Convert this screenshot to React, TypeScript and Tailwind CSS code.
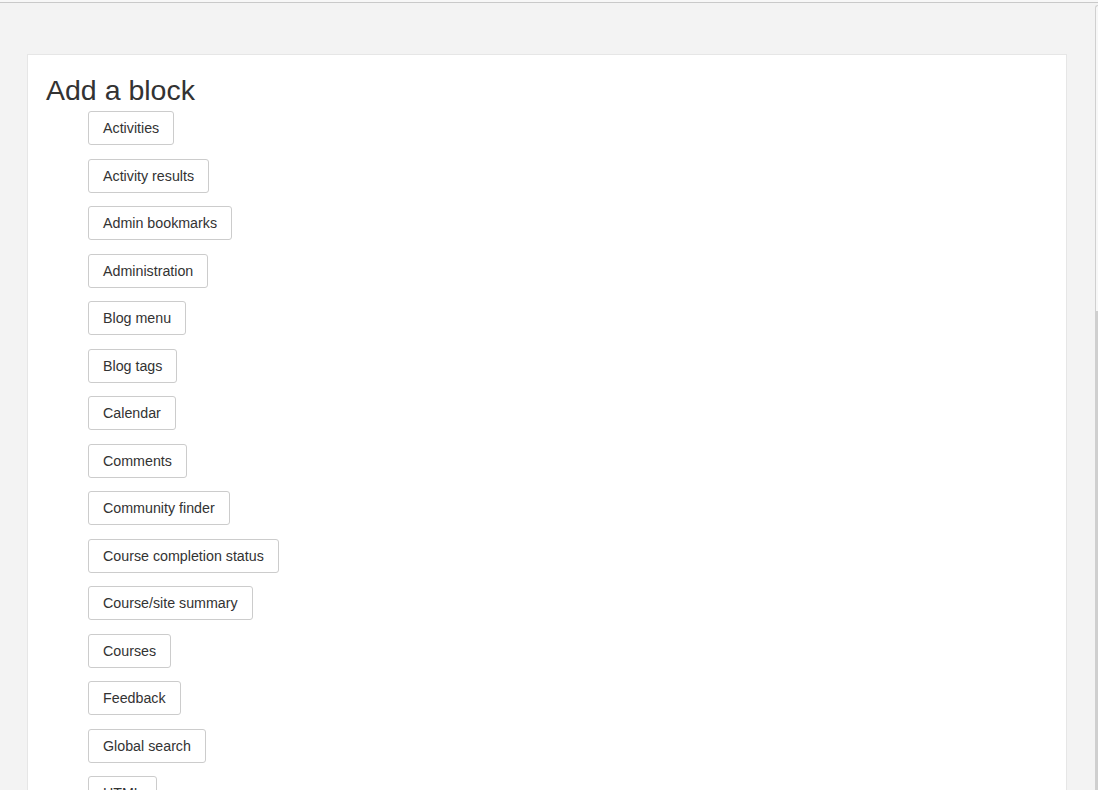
import React from 'react';

const blocks = [
  'Activities',
  'Activity results',
  'Admin bookmarks',
  'Administration',
  'Blog menu',
  'Blog tags',
  'Calendar',
  'Comments',
  'Community finder',
  'Course completion status',
  'Course/site summary',
  'Courses',
  'Feedback',
  'Global search',
  'HTML',
  'Latest announcements',
  'Latest badges',
];

export default function App() {
  return (
    <div
      className="h-screen overflow-hidden bg-[#f3f3f3] text-[#333]"
      style={{ fontFamily: '"Liberation Sans", Arial, sans-serif' }}
    >
      <div className="h-[3px] border-b border-[#c9c9c9] bg-[#f7f7f7]" />
      <div className="flex h-full">
        <div className="flex-1 pl-[27px] pr-[28px] pt-[51px]">
          {/* Card */}
          <div className="min-h-[800px] border border-[#e6e6e6] bg-white px-[18px] pt-[18px]">
            <h2 className="text-[28.5px] font-normal leading-[34px] text-[#333]">Add a block</h2>
            <ul className="mt-[4px] flex flex-col gap-[13.5px] pl-[42px]">
              {blocks.map(b => (
                <li key={b}>
                  <button className="h-[34px] rounded-[3px] border border-[#cccccc] bg-white px-[14px] text-[14.25px] leading-[20px] text-[#333]">
                    {b}
                  </button>
                </li>
              ))}
            </ul>
          </div>
        </div>
        {/* frame edge / scrollbar */}
        <div className="flex w-[3px] flex-col pt-[2px]">
          <div className="h-[306px] rounded-tl-[3px] border-l border-t border-[#d0d0d0] bg-[#f7f7f7]" />
          <div className="flex-1 border-l-[3px] border-[#cfcfcf]" />
        </div>
      </div>
    </div>
  );
}
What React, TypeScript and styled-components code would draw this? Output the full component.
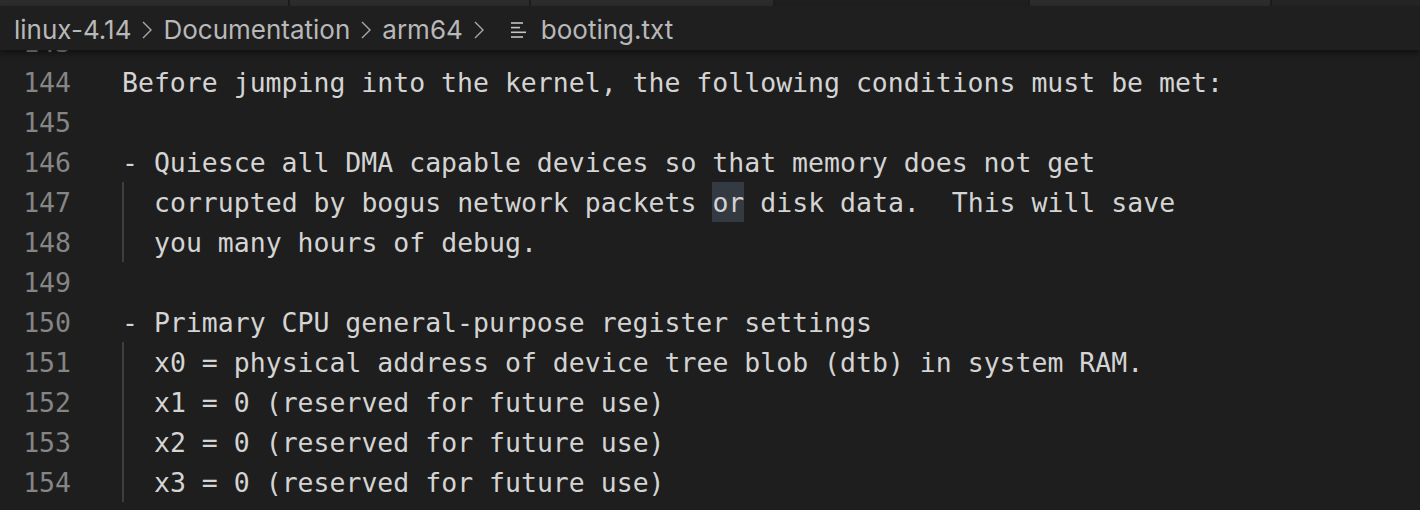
import styled, { createGlobalStyle } from 'styled-components';

const GlobalStyle = createGlobalStyle`
  html, body {
    margin: 0;
    padding: 0;
    background: #1e1e1e;
  }
  body {
    width: 1420px;
    height: 510px;
    overflow: hidden;
  }
`;

const Window = styled.div`
  width: 1420px;
  height: 510px;
  display: flex;
  flex-direction: column;
  background: #1e1e1e;
  overflow: hidden;
  position: relative;
`;

const TabStrip = styled.div`
  display: flex;
  height: 6px;
  background: #252525;
  flex-shrink: 0;
`;

const Tab = styled.div<{ $w: number; $active?: boolean }>`
  width: ${(p) => p.$w}px;
  height: 100%;
  background: ${(p) => (p.$active ? '#1f1f1f' : '#2c2c2c')};
  border-right: 2px solid #1c1c1c;
`;

const Breadcrumbs = styled.div`
  height: 44px;
  flex-shrink: 0;
  display: flex;
  align-items: center;
  padding: 3px 0 0 14px;
  box-sizing: border-box;
  background: #1f1f1f;
  font-family: Inter, 'Liberation Sans', sans-serif;
  font-size: 26px;
  color: #b8b8b8;
  position: relative;
  z-index: 2;
  box-shadow: 0 3px 6px rgba(0, 0, 0, 0.45);
`;

const Crumb = styled.span`
  white-space: nowrap;
`;

const Chevron = styled.svg`
  width: 12px;
  height: 20px;
  margin: 0 10px 0 10px;
  flex-shrink: 0;
`;

const FileIcon = styled.svg`
  width: 16px;
  height: 18px;
  margin: 0 14px 0 16px;
  flex-shrink: 0;
`;

const Viewport = styled.div`
  flex: 1;
  overflow: hidden;
  position: relative;
  z-index: 1;
`;

const Lines = styled.div`
  margin-top: -28px;
  font-family: 'DejaVu Sans Mono', 'Liberation Mono', monospace;
  font-size: 26.5px;
`;

const Row = styled.div`
  display: flex;
  height: 40px;
  line-height: 42px;
`;

const LineNo = styled.div`
  width: 71px;
  text-align: right;
  color: #858585;
  flex-shrink: 0;
`;

const Code = styled.div`
  margin-left: 51px;
  color: #d4d4d4;
  white-space: pre;
  height: 40px;
  display: flex;
  align-items: stretch;
`;

const Guide = styled.span`
  width: 32px;
  border-left: 2px solid #3e3e3e;
  box-sizing: border-box;
  flex-shrink: 0;
`;

const Mark = styled.span`
  background: #343a42;
`;

type Line = { n: number; text: string; guide?: boolean };

const lines: Line[] = [
  { n: 143, text: '' },
  { n: 144, text: 'Before jumping into the kernel, the following conditions must be met:' },
  { n: 145, text: '' },
  { n: 146, text: '- Quiesce all DMA capable devices so that memory does not get' },
  { n: 147, text: 'corrupted by bogus network packets or disk data.  This will save', guide: true },
  { n: 148, text: 'you many hours of debug.', guide: true },
  { n: 149, text: '' },
  { n: 150, text: '- Primary CPU general-purpose register settings' },
  { n: 151, text: 'x0 = physical address of device tree blob (dtb) in system RAM.', guide: true },
  { n: 152, text: 'x1 = 0 (reserved for future use)', guide: true },
  { n: 153, text: 'x2 = 0 (reserved for future use)', guide: true },
  { n: 154, text: 'x3 = 0 (reserved for future use)', guide: true },
];

function renderText(line: Line) {
  if (line.n === 147) {
    const i = line.text.indexOf(' or ') + 1;
    return (
      <>
        {line.text.slice(0, i)}
        <Mark>or</Mark>
        {line.text.slice(i + 2)}
      </>
    );
  }
  return line.text;
}

function ChevronIcon() {
  return (
    <Chevron viewBox="0 0 12 20">
      <polyline points="2,2 10,10 2,18" fill="none" stroke="#a8a8a8" strokeWidth="1.4" />
    </Chevron>
  );
}

export default function App() {
  const crumbs = ['linux-4.14', 'Documentation', 'arm64'];
  return (
    <>
      <GlobalStyle />
      <Window>
        <TabStrip>
          <Tab $w={288} />
          <Tab $w={239} />
          <Tab $w={242} />
          <Tab $w={253} $active />
          <Tab $w={240} />
        </TabStrip>
        <Breadcrumbs>
          {crumbs.map((c) => (
            <span key={c} style={{ display: 'contents' }}>
              <Crumb>{c}</Crumb>
              <ChevronIcon />
            </span>
          ))}
          <FileIcon viewBox="0 0 16 18">
            <g stroke="#c4c4c4" strokeWidth="1.6">
              <line x1="0" y1="2" x2="12" y2="2" />
              <line x1="0" y1="6.6" x2="9" y2="6.6" />
              <line x1="0" y1="11.3" x2="15" y2="11.3" />
              <line x1="0" y1="16" x2="12" y2="16" />
            </g>
          </FileIcon>
          <Crumb>booting.txt</Crumb>
        </Breadcrumbs>
        <Viewport>
          <Lines>
            {lines.map((l) => (
              <Row key={l.n}>
                <LineNo>{l.n}</LineNo>
                <Code>
                  {l.guide && <Guide />}
                  {renderText(l)}
                </Code>
              </Row>
            ))}
          </Lines>
        </Viewport>
      </Window>
    </>
  );
}
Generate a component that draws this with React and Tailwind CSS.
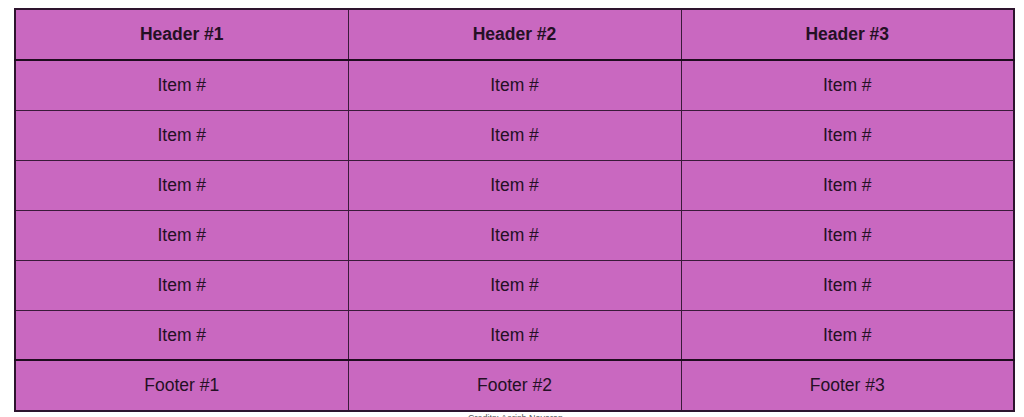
import React from "react";

const rows = [1, 2, 3, 4, 5, 6];
const cols = [1, 2, 3];

function App() {
  return (
    <div className="bg-white min-h-screen pt-[8px] pl-[14px] pr-[9px] font-['Liberation_Sans',Arial,sans-serif] text-[#241024]">
      <table className="w-full border-collapse border-2 border-[#2e142e] bg-[#c968c0] table-fixed">
        <thead>
          <tr className="h-[51px] border-b-2 border-[#1f0c1f]">
            {cols.map((c) => (
              <th key={c} className="border border-[#3a1a3a] font-bold text-[17.5px]">Header #{c}</th>
            ))}
          </tr>
        </thead>
        <tbody>
          {rows.map((r) => (
            <tr key={r} className="h-[50px]">
              {cols.map((c) => (
                <td key={c} className="border border-[#3a1a3a] text-center text-[17.5px]">Item #</td>
              ))}
            </tr>
          ))}
        </tbody>
        <tfoot>
          <tr className="h-[51px] border-t-2 border-[#1f0c1f]">
            {cols.map((c) => (
              <td key={c} className="border border-[#3a1a3a] text-center text-[17.5px]">Footer #{c}</td>
            ))}
          </tr>
        </tfoot>
      </table>
      <p className="text-center text-[9px] text-[#555] leading-none mt-[2px] pl-[2px]">Credits: Aerish Nayaran</p>
    </div>
  );
}

export default App;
__________
• _Exercise directions_: Find the word "React" in the records and pull out each line that has it.

• _Task solution_:
Convert this screenshot to React, TypeScript and Tailwind CSS code.
import React from 'react';
What React, TypeScript and styled-components code would draw this? Output the full component.
Generate a component that draws this with React and Tailwind CSS.
import React from "react";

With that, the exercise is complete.